Вариант другой: повторная навигация. Тоже очень хороший (у нас дома, где элегантность в чести, сказали бы: элегантный) вариант. Три срока, но не подряд. Данный вариант не только не предполагает политической реформы, но и не нуждается в ней, поскольку в данном случае «сильное» президентское кресло должно дожидаться своего «сильного» хозяина, т. е. оставаться в некотором смысле вакантным. Здесь тоже, кажется, все на своих местах: и конституционное большинство «единороссов» (которое выстрелит уже в следующем абзаце), и «слабое» правительство с г-ном Зубковым во главе.

При таком варианте ход событий примерно такой же, как в первом случае, но с тем лишь различием, что Госдума, вместо того, чтобы заниматься разработкой поправок к конституции по зиме, выжидает, пока избирается «технический» президент, дает ему время поработать, а затем инициирует отрешение его от должности. Далее назначаются внеочередные выборы, на которых побеждает Путин, вновь пересаживаясь с премьерского на президентское кресло. Deja vu.

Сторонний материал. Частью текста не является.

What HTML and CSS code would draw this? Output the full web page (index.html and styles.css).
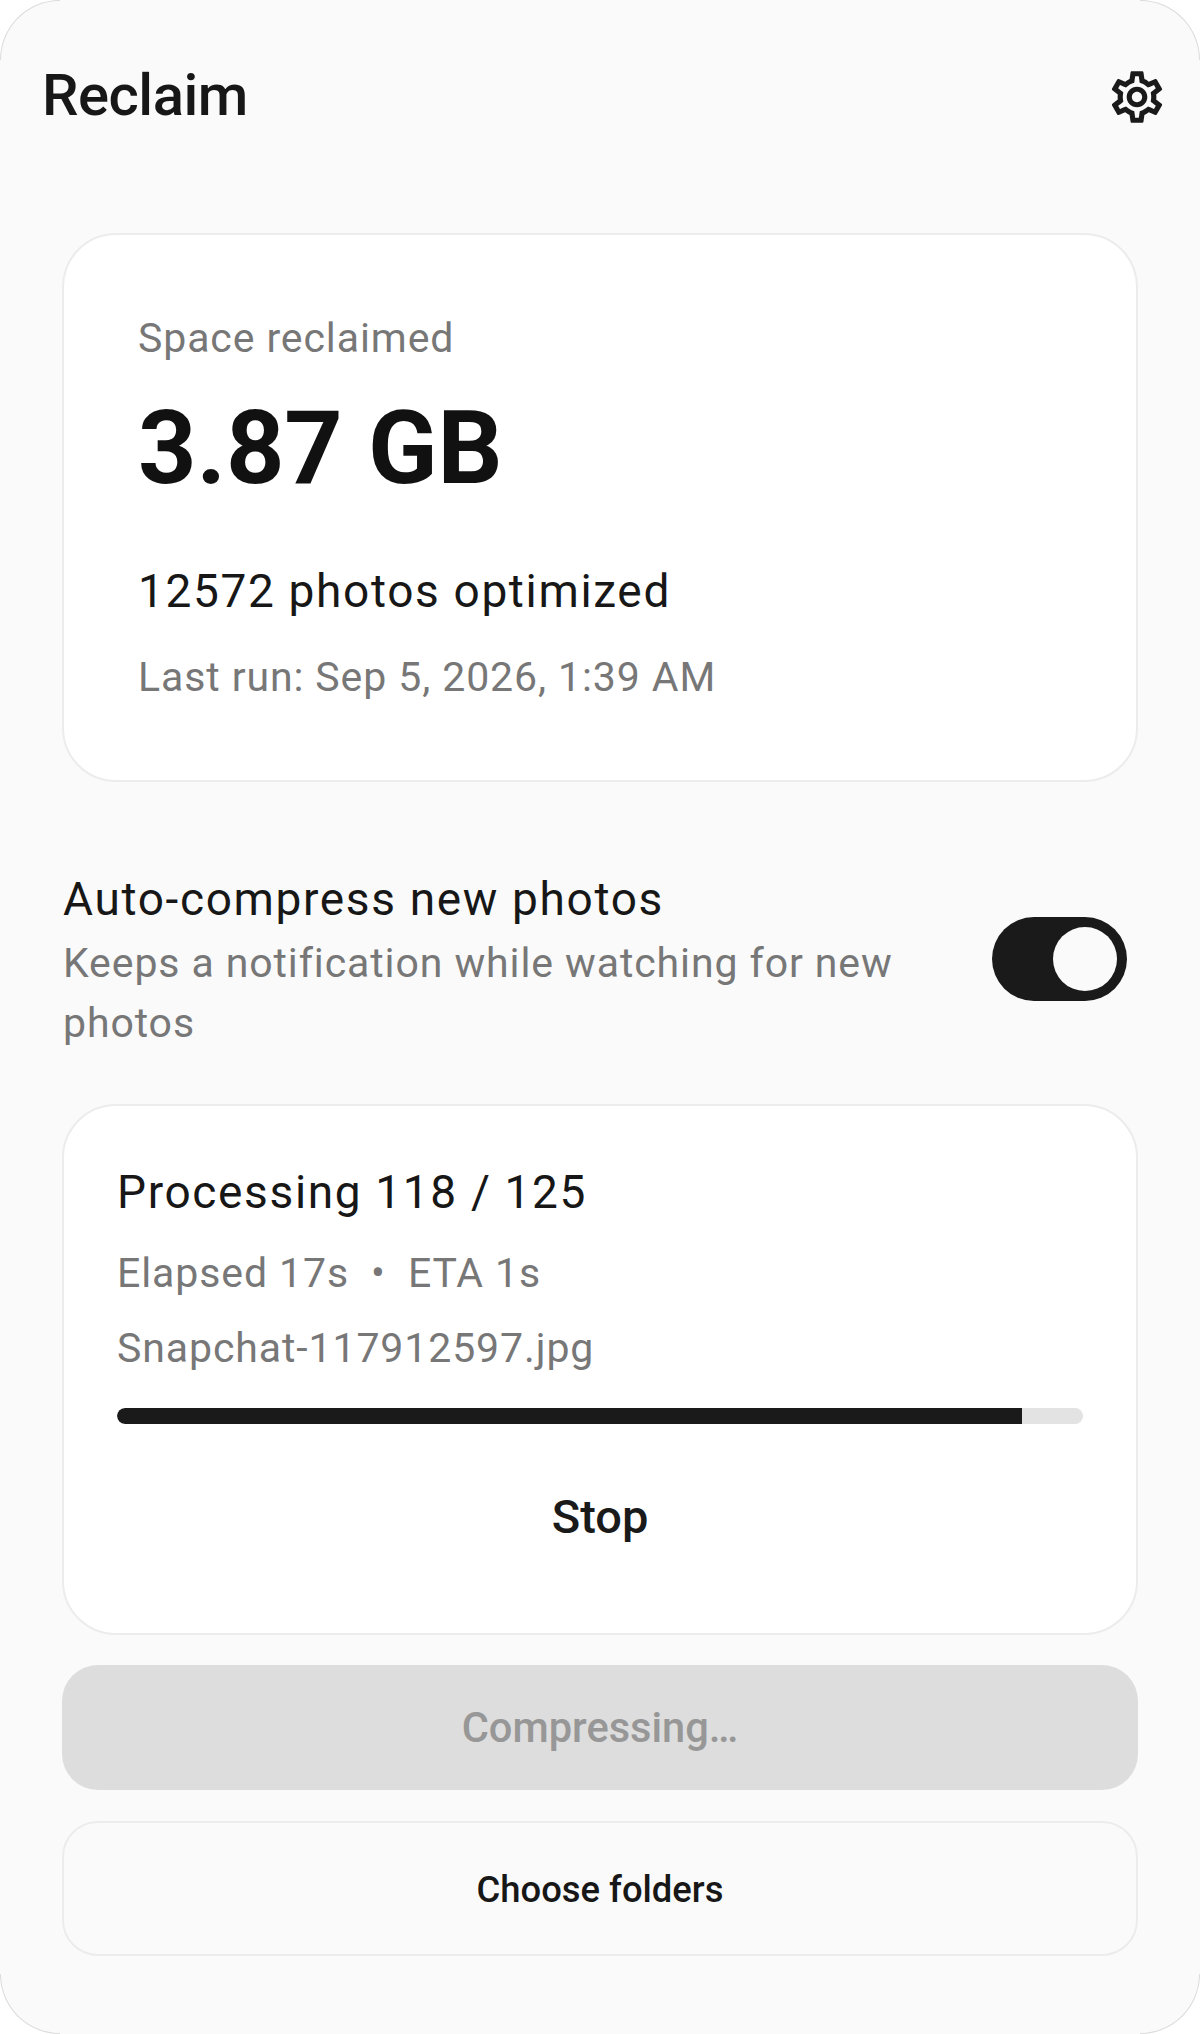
FILE: index.html
```html
<!DOCTYPE html>
<html lang="en">
<head>
<meta charset="utf-8">
<title>Reclaim</title>
<link rel="stylesheet" href="styles.css">
</head>
<body>
<main class="app">
  <span class="corner tl"></span><span class="corner tr"></span><span class="corner bl"></span><span class="corner br"></span>
  <header class="topbar">
    <h1 class="title">Reclaim</h1>
    <svg class="gear" viewBox="0 0 24 24" aria-hidden="true"><path d="M19.43 12.98c.04-.32.07-.64.07-.98 0-.34-.03-.66-.07-.98l2.11-1.65c.19-.15.24-.42.12-.64l-2-3.46c-.09-.16-.26-.25-.44-.25-.06 0-.12.01-.17.03l-2.49 1c-.52-.4-1.08-.73-1.69-.98l-.38-2.65C14.46 2.18 14.25 2 14 2h-4c-.25 0-.46.18-.49.42l-.38 2.65c-.61.25-1.17.59-1.69.98l-2.49-1c-.06-.02-.12-.03-.18-.03-.17 0-.34.09-.43.25l-2 3.46c-.13.22-.07.49.12.64l2.11 1.65c-.04.32-.07.65-.07.98 0 .33.03.66.07.98l-2.11 1.65c-.19.15-.24.42-.12.64l2 3.46c.09.16.26.25.44.25.06 0 .12-.01.17-.03l2.49-1c.52.4 1.08.73 1.69.98l.38 2.65c.03.24.24.42.49.42h4c.25 0 .46-.18.49-.42l.38-2.65c.61-.25 1.17-.59 1.69-.98l2.49 1c.06.02.12.03.18.03.17 0 .34-.09.43-.25l2-3.46c.12-.22.07-.49-.12-.64l-2.11-1.65zm-1.98-1.71c.04.31.05.52.05.73 0 .21-.02.43-.05.73l-.14 1.13.89.7 1.08.84-.7 1.21-1.27-.51-1.04-.42-.9.68c-.43.32-.84.56-1.25.73l-1.06.43-.16 1.13-.2 1.35h-1.4l-.19-1.35-.16-1.13-1.06-.43c-.43-.18-.83-.41-1.23-.71l-.91-.7-1.06.43-1.27.51-.7-1.21 1.08-.84.89-.7-.14-1.13c-.03-.31-.05-.54-.05-.74s.02-.43.05-.73l.14-1.13-.89-.7-1.08-.84.7-1.21 1.27.51 1.04.42.9-.68c.43-.32.84-.56 1.25-.73l1.06-.43.16-1.13.2-1.35h1.39l.19 1.35.16 1.13 1.06.43c.43.18.83.41 1.23.71l.91.7 1.06-.43 1.27-.51.7 1.21-1.07.85-.89.7.14 1.13zM12 8c-2.21 0-4 1.79-4 4s1.79 4 4 4 4-1.79 4-4-1.79-4-4-4zm0 6c-1.1 0-2-.9-2-2s.9-2 2-2 2 .9 2 2-.9 2-2 2z"/></svg>
  </header>

  <section class="card summary">
    <p class="muted label">Space reclaimed</p>
    <p class="amount">3.87 GB</p>
    <p class="strong count">12572 photos optimized</p>
    <p class="muted lastrun">Last run: Sep 5, 2026, 1:39 AM</p>
  </section>

  <section class="setting">
    <div class="setting-text">
      <p class="strong setting-title">Auto-compress new photos</p>
      <p class="muted setting-sub">Keeps a notification while watching for new photos</p>
    </div>
    <div class="switch"><span class="knob"></span></div>
  </section>

  <section class="card progress">
    <p class="strong proc">Processing 118 / 125</p>
    <p class="muted elapsed">Elapsed 17s &nbsp;•&nbsp; ETA 1s</p>
    <p class="muted file">Snapchat-117912597.jpg</p>
    <div class="track"><div class="fill" style="width:93.65%"></div></div>
    <div class="stop">Stop</div>
  </section>

  <div class="btn btn-disabled">Compressing…</div>
  <div class="btn btn-outline">Choose folders</div>
</main>
</body>
</html>
```

FILE: styles.css
```css
* { box-sizing: border-box; }
html, body { margin: 0; padding: 0; background: #fff; }
p, h1 { margin: 0; }
body { font-family: Roboto, "Noto Sans", sans-serif; }

.app {
  position: relative;
  width: 1200px;
  height: 2034px;
  background: #fafafa;
  border-radius: 60px;
  padding: 0 62px;
  display: flex;
  flex-direction: column;
}

.corner { position: absolute; width: 60px; height: 60px; border: 0 solid #dcdcdc; }
.tl { top: 0; left: 0; border-top-width: 1px; border-left-width: 1px; border-top-left-radius: 60px; }
.tr { top: 0; right: 0; border-top-width: 1px; border-right-width: 1px; border-top-right-radius: 60px; }
.bl { bottom: 0; left: 0; border-bottom-width: 1px; border-left-width: 1px; border-bottom-left-radius: 60px; }
.br { bottom: 0; right: 0; border-bottom-width: 1px; border-right-width: 1px; border-bottom-right-radius: 60px; }

.topbar {
  height: 233px;
  margin: 0 -62px;
  padding: 60px 32px 0 42px;
  display: flex;
  align-items: flex-start;
  justify-content: space-between;
}
.title {
  font-size: 58px;
  line-height: 70px;
  font-weight: 550;
  color: #171717;
  letter-spacing: -0.5px;
}
.gear { width: 62px; height: 62px; margin-top: 6px; fill: #1a1a1a; }

.card {
  background: #fff;
  border: 2px solid #ececec;
  border-radius: 54px;
}

.muted { color: #777; letter-spacing: 0.9px; }
.strong { color: #171717; letter-spacing: 1.65px; }

.summary { height: 549px; padding: 78px 0 0 74px; }
.label { font-size: 41px; line-height: 50px; }
.amount { font-size: 102px; line-height: 118px; font-weight: 700; color: #111; margin-top: 26px; letter-spacing: -0.1px; }
.count { font-size: 46px; line-height: 60px; margin-top: 54px; }
.lastrun { font-size: 41px; line-height: 50px; margin-top: 31px; }

.setting {
  display: flex;
  align-items: flex-start;
  justify-content: space-between;
  margin-top: 89px;
  height: 176px;
  padding-left: 1px;
  padding-right: 11px;
}
.setting-text { width: 860px; }
.setting-title { font-size: 46px; line-height: 56px; }
.setting-sub { font-size: 41px; line-height: 60px; margin-top: 6px; }
.switch {
  width: 135px;
  height: 84px;
  margin-top: 46px;
  border-radius: 42px;
  background: #1a1a1a;
  display: flex;
  align-items: center;
  justify-content: flex-end;
  padding-right: 10px;
}
.knob { width: 64px; height: 64px; border-radius: 50%; background: #fafafa; }

.progress { margin-top: 57px; height: 531px; padding: 56px 53px 0; }
.proc { font-size: 46px; line-height: 60px; }
.elapsed { font-size: 41px; line-height: 50px; margin-top: 26px; }
.file { font-size: 41px; line-height: 50px; margin-top: 25px; }
.track { height: 16px; border-radius: 8px; background: #e3e3e3; margin-top: 35px; overflow: hidden; }
.fill { height: 100%; background: #1a1a1a; border-radius: 8px 0 0 8px; }
.stop { text-align: center; font-size: 47px; line-height: 60px; font-weight: 500; color: #1a1a1a; margin-top: 63px; }

.btn { display: flex; align-items: center; justify-content: center; font-weight: 500; flex: none; }
.btn-disabled {
  margin-top: 30px;
  height: 125px;
  border-radius: 36px;
  background: #dddddd;
  color: #979797;
  font-size: 41.6px;
  font-weight: 550;
}
.btn-outline {
  margin-top: 31px;
  height: 135px;
  border-radius: 36px;
  border: 2px solid #ececec;
  color: #171717;
  font-size: 36.4px;
  padding-top: 2px;
}
```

Можно предположить, что «порядочность и современность», о которой говорит Путин, в данном случае президенту понадобится всего более: действительно, это должен быть преданный и не очень самолюбивый человек. В противном случае он не станет дожидаться, когда Госдума начнет процедуру высвобождения кресла для Путина, а сам ее распустит, или сместит премьера, или сделает то и другое. И вообще, будет делать все, что ему понравится. Конституцией не запрещено.

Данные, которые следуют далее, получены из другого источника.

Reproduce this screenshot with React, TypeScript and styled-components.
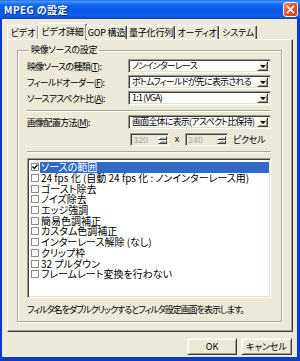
import React from "react";
import styled, { createGlobalStyle } from "styled-components";

const GlobalStyle = createGlobalStyle`
  html, body {
    margin: 0;
    padding: 0;
    background: #ffffff;
  }
  body {
    font-family: "Noto Sans CJK JP", "Liberation Sans", sans-serif;
    font-feature-settings: "palt";
    font-size: 9px;
    line-height: 11px;
    color: #000;
  }
`;

const tabs = [
  { label: "ビデオ", w: 32 },
  { label: "ビデオ詳細", w: 49, active: true },
  { label: "GOP 構造", w: 41 },
  { label: "量子化行列", w: 48 },
  { label: "オーディオ", w: 44 },
  { label: "システム", w: 38 },
];

const filters = [
  { label: "ソースの範囲", checked: true, selected: true },
  { label: "24 fps 化 (自動 24 fps 化 : ノンインターレース用)" },
  { label: "ゴースト除去" },
  { label: "ノイズ除去" },
  { label: "エッジ強調" },
  { label: "簡易色調補正" },
  { label: "カスタム色調補正" },
  { label: "インターレース解除 (なし)" },
  { label: "クリップ枠" },
  { label: "32 プルダウン" },
  { label: "フレームレート変換を行わない" },
];

const ComboBox = ({ value }: { value: string }) => (
  <Combo>
    <ComboText>{value}</ComboText>
    <DropButton>
      <Arrow />
    </DropButton>
  </Combo>
);

const SpinBox = ({ value, w }: { value: string; w: number }) => (
  <Spin $w={w}>
    <SpinText>{value}</SpinText>
    <SpinButtons>
      <SpinBtn>
        <SmallArrow $up />
      </SpinBtn>
      <SpinBtn>
        <SmallArrow />
      </SpinBtn>
    </SpinButtons>
  </Spin>
);

const App = () => {
  return (
    <>
      <GlobalStyle />
      <Window>
        <TitleBar>
          <Title>MPEG の設定</Title>
          <CloseButton>
            <svg width="9" height="9" viewBox="0 0 9 9">
              <path d="M1.5 1.5 L7.5 7.5 M7.5 1.5 L1.5 7.5" stroke="#fff" strokeWidth="1.7" strokeLinecap="square" />
            </svg>
          </CloseButton>
        </TitleBar>
        <Body>
          <TabStrip>
            {tabs.map((t) => (
              <Tab key={t.label} $w={t.w} $active={t.active}>
                {t.label}
              </Tab>
            ))}
          </TabStrip>
          <Panel>
            <Group>
              <Legend>映像ソースの設定</Legend>
              <Row>
                <Label>映像ソースの種類(<u>T</u>):</Label>
                <ComboBox value="ノンインターレース" />
              </Row>
              <Row>
                <Label>フィールドオーダー(<u>F</u>):</Label>
                <ComboBox value="ボトムフィールドが先に表示される" />
              </Row>
              <Row>
                <Label>ソースアスペクト比(<u>A</u>):</Label>
                <ComboBox value="1:1 (VGA)" />
              </Row>
              <Separator $mt={5} />
              <Row $mt={3}>
                <Label>画像配置方法(<u>M</u>):</Label>
                <ComboBox value="画面全体に表示(アスペクト比保持)" />
              </Row>
              <SizeRow>
                <SpinBox value="320" w={39} />
                <Times>x</Times>
                <SpinBox value="240" w={43} />
                <Unit>ピクセル</Unit>
              </SizeRow>
              <Separator $mt={5} />
              <ListBox>
                {filters.map((f) => (
                  <ListItem key={f.label}>
                    <Check>
                      {f.checked && (
                        <svg width="6" height="6" viewBox="0 0 6 6">
                          <path d="M0.5 2.5 L2.3 4.5 L5.5 0.8" stroke="#000" strokeWidth="1.3" fill="none" />
                        </svg>
                      )}
                    </Check>
                    <ItemText $selected={f.selected}>{f.label}</ItemText>
                  </ListItem>
                ))}
              </ListBox>
              <Hint>フィルタ名をダブルクリックするとフィルタ設定画面を表示します。</Hint>
            </Group>
          </Panel>
          <Footer>
            <Button $w={50}>OK</Button>
            <Button $w={51}>キャンセル</Button>
          </Footer>
        </Body>
      </Window>
    </>
  );
};

export default App;

const Window = styled.div`
  width: 300px;
  height: 361px;
  display: flex;
  flex-direction: column;
  background: #0a3ad0;
  box-sizing: border-box;
`;

const TitleBar = styled.div`
  height: 19px;
  flex: none;
  display: flex;
  align-items: center;
  justify-content: space-between;
  padding: 0 2px 0 4px;
  background: linear-gradient(
    180deg,
    #1a6cf0 0%,
    #4a94ff 8%,
    #2a7cf8 16%,
    #0f62e8 30%,
    #0a5ae4 60%,
    #0c62ee 80%,
    #0a52d8 92%,
    #0842b8 100%
  );
`;

const Title = styled.div`
  color: #ffffff;
  font-weight: bold;
  font-size: 10px;
  letter-spacing: 0.4px;
  text-shadow: 1px 1px 0 #0a2a8a;
`;

const CloseButton = styled.div`
  width: 13px;
  height: 13px;
  display: flex;
  align-items: center;
  justify-content: center;
  border: 1px solid #f4f4f4;
  border-radius: 3px;
  background: linear-gradient(135deg, #f08a68 0%, #e0552f 45%, #c8401c 100%);
`;

const Body = styled.div`
  flex: 1;
  margin: 0 3px 4px 2px;
  background: #ece9d8;
  display: flex;
  flex-direction: column;
  padding: 4px 4px 0 5px;
`;

const TabStrip = styled.div`
  height: 16px;
  flex: none;
  display: flex;
  align-items: flex-end;
  position: relative;
  z-index: 1;
`;

const Tab = styled.div<{ $w: number; $active?: boolean }>`
  width: ${(p) => p.$w}px;
  height: ${(p) => (p.$active ? 17 : 14)}px;
  margin-bottom: ${(p) => (p.$active ? -1 : 0)}px;
  margin-left: ${(p) => (p.$active ? -1 : 0)}px;
  margin-right: ${(p) => (p.$active ? -1 : 0)}px;
  box-sizing: border-box;
  background: #ece9d8;
  border-top: 1px solid #ffffff;
  border-left: 1px solid #ffffff;
  border-right: 1px solid #404040;
  box-shadow: inset -1px 0 0 #9d9a8c;
  border-radius: 2px 2px 0 0;
  display: flex;
  align-items: center;
  justify-content: center;
  white-space: nowrap;
  letter-spacing: -0.2px;
  padding-bottom: ${(p) => (p.$active ? 2 : 0)}px;
`;

const Panel = styled.div`
  flex: 1;
  box-sizing: border-box;
  border-top: 1px solid #ffffff;
  border-left: 1px solid #ffffff;
  border-right: 1px solid #404040;
  border-bottom: 1px solid #404040;
  box-shadow: inset -1px -1px 0 #9d9a8c;
  padding: 4px 10px 9px 9px;
  display: flex;
  flex-direction: column;
`;

const Group = styled.fieldset`
  flex: 1;
  margin: 0;
  padding: 1px 10px 0 9px;
  min-width: 0;
  border: 1px solid #aca899;
  box-shadow: inset 1px 1px 0 #ffffff, 1px 1px 0 #ffffff;
  display: flex;
  flex-direction: column;
`;

const Legend = styled.legend`
  padding: 0 2px;
  margin-left: 2px;
  line-height: 12px;
  letter-spacing: -0.3px;
`;

const Row = styled.div<{ $mt?: number }>`
  display: grid;
  grid-template-columns: 1fr 143px;
  align-items: center;
  height: 14px;
  margin-top: ${(p) => p.$mt ?? 2}px;
`;

const Label = styled.div`
  white-space: nowrap;
  line-height: 11px;
  letter-spacing: -0.7px;

  u {
    text-decoration: underline;
  }
`;

const sunken = `
  box-sizing: border-box;
  border-top: 1px solid #9d9a8c;
  border-left: 1px solid #9d9a8c;
  border-right: 1px solid #ffffff;
  border-bottom: 1px solid #ffffff;
  box-shadow: inset 1px 1px 0 #404040, inset -1px -1px 0 #e4e1d0;
`;

const raised = `
  box-sizing: border-box;
  background: #ece9d8;
  border-top: 1px solid #f4f3ee;
  border-left: 1px solid #f4f3ee;
  border-right: 1px solid #404040;
  border-bottom: 1px solid #404040;
  box-shadow: inset 1px 1px 0 #ffffff, inset -1px -1px 0 #9d9a8c;
`;

const Combo = styled.div`
  ${sunken}
  width: 143px;
  height: 14px;
  background: #ffffff;
  display: flex;
  align-items: center;
  padding: 2px 2px 2px 3px;
`;

const ComboText = styled.div`
  flex: 1;
  min-width: 0;
  white-space: nowrap;
  overflow: hidden;
  line-height: 10px;
  letter-spacing: -0.8px;
`;

const DropButton = styled.div`
  ${raised}
  width: 11px;
  height: 10px;
  flex: none;
  display: flex;
  align-items: center;
  justify-content: center;
`;

const Arrow = styled.div`
  width: 0;
  height: 0;
  border-left: 3px solid transparent;
  border-right: 3px solid transparent;
  border-top: 3px solid #000;
  margin-top: 1px;
`;

const Separator = styled.div<{ $mt: number }>`
  height: 0;
  flex: none;
  border-top: 1px solid #aca899;
  border-bottom: 1px solid #ffffff;
  margin-top: ${(p) => p.$mt}px;
`;

const SizeRow = styled.div`
  display: flex;
  align-items: center;
  height: 13px;
  margin-top: 4px;
  padding-left: 103px;
`;

const Spin = styled.div<{ $w: number }>`
  ${sunken}
  width: ${(p) => p.$w}px;
  height: 13px;
  background: #ece9d8;
  display: flex;
  align-items: stretch;
  padding: 2px 1px 2px 2px;
`;

const SpinText = styled.div`
  flex: 1;
  color: #aca899;
  line-height: 9px;
  font-family: "Liberation Sans", sans-serif;
  font-size: 9px;
`;

const SpinButtons = styled.div`
  width: 9px;
  display: flex;
  flex-direction: column;
`;

const SpinBtn = styled.div`
  ${raised}
  flex: 1;
  display: flex;
  align-items: center;
  justify-content: center;
`;

const SmallArrow = styled.div<{ $up?: boolean }>`
  width: 0;
  height: 0;
  border-left: 2px solid transparent;
  border-right: 2px solid transparent;
  ${(p) => (p.$up ? "border-bottom: 2px solid #aca899;" : "border-top: 2px solid #aca899;")}
`;

const Times = styled.div`
  width: 16px;
  text-align: center;
  font-family: "Liberation Sans", sans-serif;
  font-size: 9px;
`;

const Unit = styled.div`
  margin-left: 5px;
  white-space: nowrap;
  letter-spacing: -0.3px;
`;

const ListBox = styled.div`
  ${sunken}
  height: 140px;
  flex: none;
  margin-top: 5px;
  background: #ffffff;
  padding: 3px 1px 0 2px;
  display: flex;
  flex-direction: column;
`;

const ListItem = styled.div`
  height: 10.7px;
  flex: none;
  display: flex;
  align-items: center;
  font-size: 10px;
  line-height: 10px;
`;

const Check = styled.div`
  width: 8px;
  height: 8px;
  box-sizing: border-box;
  border: 1px solid #8a8a8a;
  background: #ffffff;
  margin-left: 1px;
  margin-right: 1px;
  display: flex;
  align-items: center;
  justify-content: center;
  flex: none;
`;

const ItemText = styled.div<{ $selected?: boolean }>`
  flex: 1;
  height: 100%;
  display: flex;
  align-items: center;
  padding-left: 1px;
  white-space: nowrap;
  background: ${(p) => (p.$selected ? "#316ac5" : "transparent")};
  color: ${(p) => (p.$selected ? "#ffffff" : "#000000")};
`;

const Hint = styled.div`
  margin-top: 6px;
  white-space: nowrap;
  line-height: 12px;
  letter-spacing: -1px;
`;

const Footer = styled.div`
  height: 25px;
  flex: none;
  box-sizing: border-box;
  padding: 6px 1px 2px 0;
  display: flex;
  justify-content: flex-end;
  gap: 4px;
`;

const Button = styled.div<{ $w: number }>`
  ${raised}
  width: ${(p) => p.$w}px;
  height: 17px;
  display: flex;
  align-items: center;
  justify-content: center;
`;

В стратегическом отношении достоинства данного сценария сводятся прежде всего к сохранению существующей в России архитектуры власти: политическое устройство сохраняет свою слабую колебательную динамику, моменты неопределенности возникают только в периоды передачи власти (как при монархическом правлении). Как бы там ни было, грядущие восемь лет как на ладони. Или почти как на ладони, ибо во всем этом присутствует небольшая тактическая огреха, которая может вылиться в большие непредвиденные агрегатные состояния. Говоря коротко, очень рискованно полагаться на добрую волю участника конвенции в ситуации, когда ставки столь же высоки, как возможности. Никакие формы контроля над «техническим» президентом не могут воспрепятствовать превращению Зубкова в Лукашенко. Да и вообще, разве нам не известно, что часто случается так, что проходит время, возникают новые напряжения и новые расклады сил, и о человеке, некогда обладавшим высоким рейтингом и высоким кредитом доверия, попросту забывают.


По сути дела, два эти варианта репрезентируют крайние позиции того поля неопределенности, в котором сегодня совершается (или уже совершен) выбор Путина. С одной стороны, меньше полномочий, чем ранее, но большая вероятность наделения себя ими. С другой стороны, полномочия те же, но их придется подождать с довольно значительным риском так ничего и не дождаться. Здесь не пропустить бы правильный вывод: сколь «управляемой» демократия бы не была, неопределенности и риски она не может исключить в принципе. С другой стороны: разве не это дает надежду на развитие?

И коль скоро мы заговорили о надеждах (слово, которое последнее время у нас дома не жалуют), то, мне кажется, при любом из вариантов внутрироссийского госстроительства риск реставрации союзного контракта в единственно допустимой для официального Минска версии ничтожно мал. А, следовательно, неопределенности нарастают. На сей раз это касается нас.